Since 2015, the Show Me State’s annual higher education budget has specifically barred public colleges and universities from granting “a tuition rate to any student with an unlawful immigration status in the United States that is less than the tuition rate charged to international students.” This prevents illegal aliens from taking advantage of a huge benefit at state taxpayer expense: for example, in-state tuition for a year at the University of Missouri is currently $11,252 while the non-resident rate is $27,090, a difference of $15,838 and more than 2.4 times the price.
However, in this year’s version of the higher education budget, House Bill (HB) 3, the ban on in-state tuition for illegal aliens was removed by the Senate Appropriations Committee when it approved an amendment by Senator Jason Holsman (D-Kansas City). The amended bill then passed the upper chamber by an astonishing 30-2 vote, with only one Republican and one Democrat opposed.

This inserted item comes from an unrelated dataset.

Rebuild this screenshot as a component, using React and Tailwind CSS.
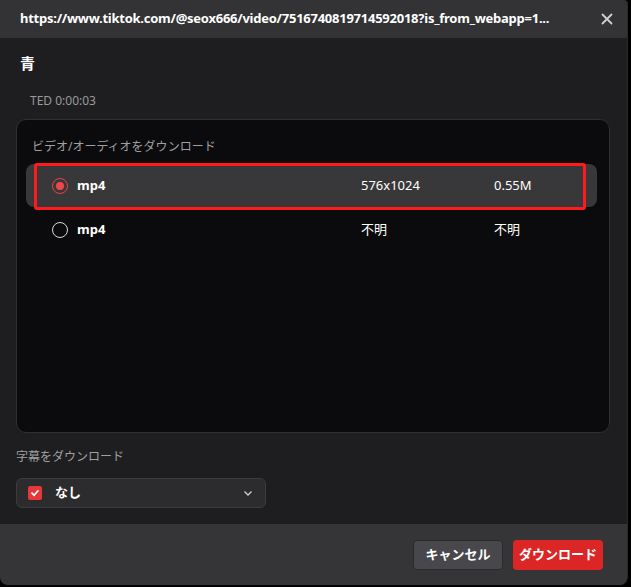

Because the Senate’s amended version differed from the original House bill, it was ultimately assigned to the Joint Budget Conference Committee for “concurrence,” a process used by lawmakers from both chambers to resolve their differences on legislation. That committee, comprised of six Republicans and four Democrats, agreed to a compromise that excluded illegal aliens from public scholarship funds only, but would have allowed schools to grant them the in-state tuition rate.
However, even as open-borders supporters prematurely celebrated, activists mobilized in opposition, and in a rare move, the House then rejected the conference committee’s compromise bill by a 110-43 vote and sent it back to the committee for resolution.
Several House Republicans scolded the conference committee for prioritizing public funding for illegal aliens and demanded that they restore the ban.
“I would argue that the line of folks with unlawful status is longer than the availability for what we can afford in in-state tuition,” said House Budget Chairman Cody Smith (R-Carthage), the original bill sponsor. “The money just isn’t there.”
Rep. Curtis Trent (R-Springfield) agreed, saying, “[w]e only have so much money to allocate to state subsidies for higher education. Why should that not go to the people who live here, who pay taxes here, who have followed the rules and obeyed the laws of the land?”
And Rep. Phil Christofanelli (R-St. Peters) added, “House lawmakers would be willing to vote down the entire public higher education budget to protest the tuition provision” and he himself would “never vote to fund an illegal immigrant education in our state’s budget[.]”
Within hours, the conference committee yielded and inserted the ban back into the budget. That version was adopted by the House and Senate by votes of 112-38 and 25-8 respectively. The reversal was unsurprisingly considered a disappointment by some Democratic lawmakers, particularly Sen. Holsman, who had initially stripped the ban from the budget. “These kids are as American as anyone else without a piece of paper that says so,” he said. Perhaps ironically, he added, “[w]hat they are doing now is going to Kansas or Arkansas or Illinois — they are leaving our state … it breaks my heart.”
Once the legislature sends the bill to Governor Mike Parson (R), he will have fifteen days in which to sign it, veto it in total, or veto individual line items, or it will become law without his signature. The governor has not publicly taken a position on in-state tuition for illegal aliens.
According to FAIR’s 2017 cost study, an estimated 61,000 illegal aliens live in Missouri, costing the state’s taxpayers more than $273 million each year. Making them eligible for in-state tuition would only drive those numbers higher.